La Cachette Bistro braised kurobuta pork belly, beluga lentils; soupe de poisson provencal

I enjoyed the fish soup and its rich shellfish flavor, while the pork belly was outstanding – really tender and very flavorful.

Jar chopped salad

Suzanne Tracht often serves her pot roast at these festivals, but I enjoyed the change of pace here with a cool chopped salad.

M Street spicy ahi tuna sliders

Four Seasons Catering spicy korean braised chicken with potato; kimchi and mozzarella rice

Maximiliano genelli with marinara meatball sauce

Chef Andre Guererro said this would be the best pasta I had here. He was right, but it was also the only one. Loved the meatball, but the pasta was overcooked.

Aburiya Toranoko marinated albacore hand roll

These made-to-order albacore hand rolls were pretty delicious.

Ciel Maitre Chocolatier cognac truffles

I was pretty impressed with these chocolates – there were a ton to select from and I had the Ti Kuan Yin oolong truffle and a fleur de sel caramel. Both were quite good.

Stone Brewery and The Bruery

There were a variety of drinks on offer from sodas to sakes to wines. For some reason, I opted to stick to beers: Stone had their IPA, Smoked Porter and Arrogant Bastard and the Bruery had Mischief and Trade Winds. I had a pour of each throughout the night.

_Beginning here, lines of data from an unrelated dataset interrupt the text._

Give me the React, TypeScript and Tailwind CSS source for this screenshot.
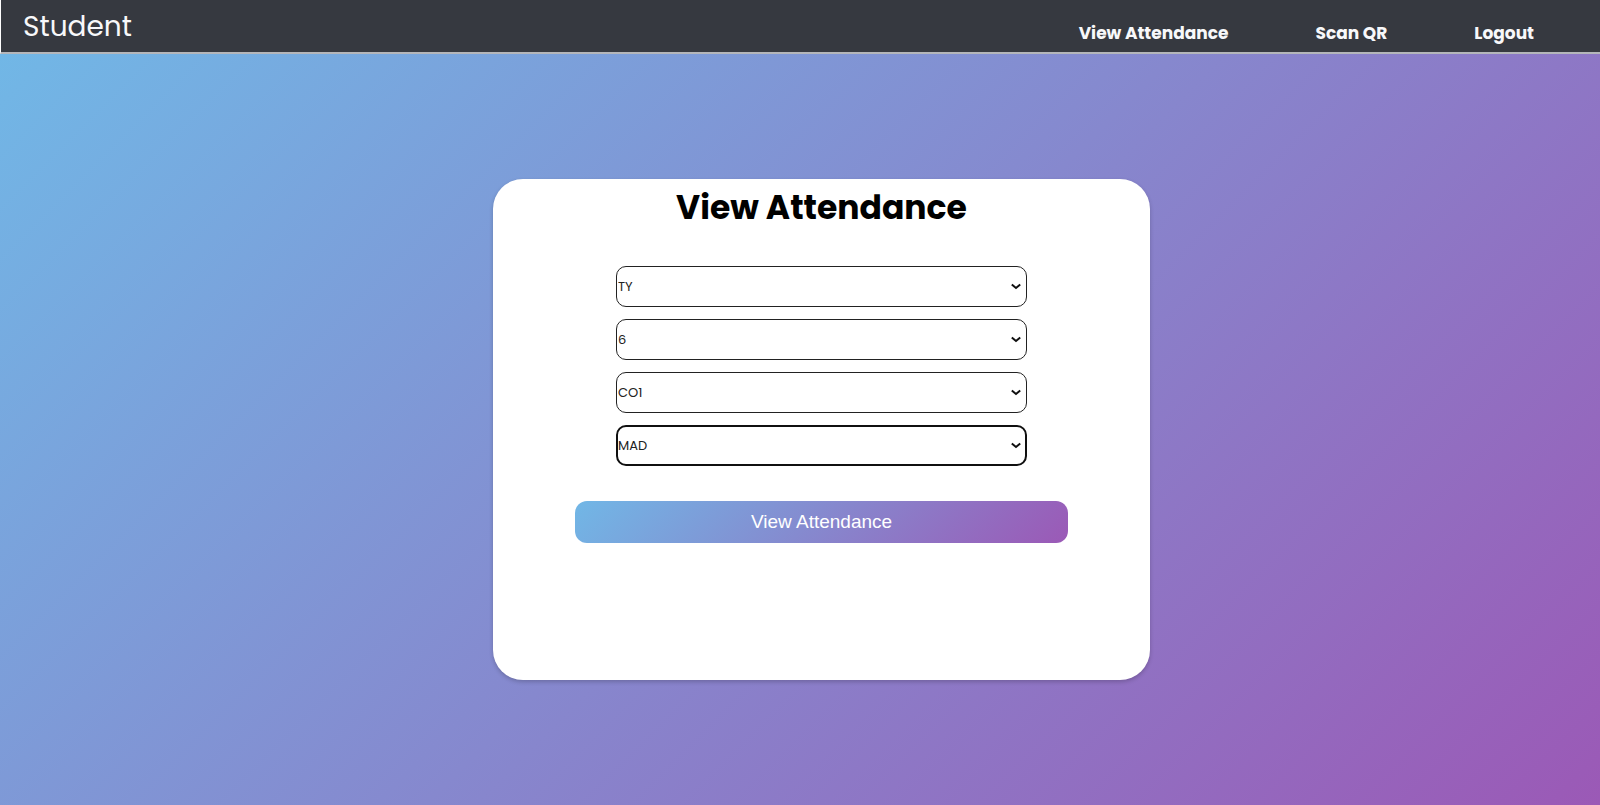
import { useState } from 'react';

const links = ['View Attendance', 'Scan QR', 'Logout'];

const fields = [
  { label: 'Year', options: ['FY', 'SY', 'TY'], initial: 'TY' },
  { label: 'Semester', options: ['1', '2', '3', '4', '5', '6'], initial: '6' },
  { label: 'Class', options: ['CO1', 'CO2'], initial: 'CO1' },
  { label: 'Subject', options: ['MAD', 'PWP', 'ETI'], initial: 'MAD', active: true },
];

type FieldProps = {
  label: string;
  options: string[];
  initial: string;
  active?: boolean;
};

function SelectField({ label, options, initial, active }: FieldProps) {
  const [value, setValue] = useState(initial);
  return (
    <div className="relative">
      <select
        aria-label={label}
        value={value}
        onChange={(e) => setValue(e.target.value)}
        className={
          active
            ? 'block h-[41px] w-full appearance-none rounded-[10px] border-2 border-[#101010] bg-white text-[13px] text-[#222]'
            : 'block h-[41px] w-full appearance-none rounded-[10px] border border-[#222] bg-white px-px text-[13px] text-[#222]'
        }
      >
        {options.map((o) => (
          <option key={o}>{o}</option>
        ))}
      </select>
      <svg
        className="pointer-events-none absolute top-[17px] right-[6px]"
        width="10"
        height="7"
        viewBox="0 0 10 7"
        fill="none"
        stroke="#101010"
        strokeWidth="2"
        aria-hidden="true"
      >
        <path d="M0.8 1.4 L5 5 L9.2 1.4" />
      </svg>
    </div>
  );
}

export default function App() {
  return (
    <div className="flex min-h-screen flex-col font-[Poppins,Inter,sans-serif]">
      <header className="flex h-[54px] items-start justify-between border-b-2 border-l border-b-[#b4b6ba] border-l-white bg-[#363940] pr-[66px] pl-[22px] text-[#f8f8fa]">
        <span className="pt-[6px] text-[28px] leading-[42px]">Student</span>
        <nav className="flex gap-[87px] pt-[21px] text-[17px] leading-6 font-bold">
          {links.map((l) => (
            <a key={l} href="#">
              {l}
            </a>
          ))}
        </nav>
      </header>
      <main className="flex flex-1 items-center justify-center bg-linear-[135deg,#71b7e6,#9b59b6] pl-[43px]">
        <section className="flex min-h-[501px] w-full max-w-[657px] flex-col items-center rounded-[30px] bg-white shadow-[0_2px_4px_rgba(0,0,0,0.2)]">
          <h1 className="pt-[5px] text-[33px] leading-[48px] font-bold text-black">View Attendance</h1>
          <form className="flex w-3/4 flex-col items-center pt-[34px]" onSubmit={(e) => e.preventDefault()}>
            <div className="flex w-[411px] max-w-full flex-col gap-3">
              {fields.map((f) => (
                <SelectField key={f.label} {...f} />
              ))}
            </div>
            <button
              type="submit"
              className="mt-[35px] h-[42px] w-full rounded-[12px] bg-linear-[135deg,#71b7e6,#9b59b6] font-['Liberation_Sans',Arial,sans-serif] text-[19px] text-white"
            >
              View Attendance
            </button>
          </form>
        </section>
      </main>
    </div>
  );
}
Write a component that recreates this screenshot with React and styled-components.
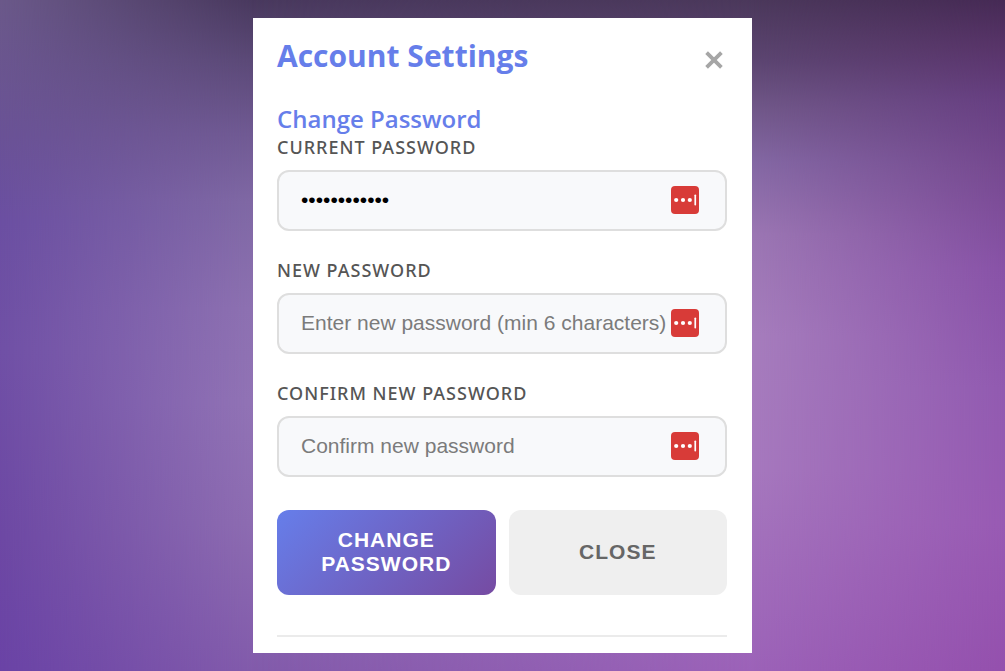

I thought this was a great event. From a patron’s perspective, I thought it went pretty smoothly with lines kept to a minimum. A number of restaurants did run out of food kind of early, but I was able to try just about everything I wanted to.

The VIP lounge included a few other food/drink options including Walter Manzke and Julian Cox that I missed out on, but the $250 for a VIP ticket was a bit steep for me. I purchased my ticket on the first day, locking in a $100 price promo. The regular general admission price was $150.


  1. The Gorbals tongue! THAT SOUNDED AMAZING!!

    Maybe I’ll go next year… Thanks for posting! Everything looked delicious!!!

  2. Thanks for joining in the eating & drinking adventures Darin! I hope you got a chance to try our Bakluvit baklava. I would love to hear what you thought.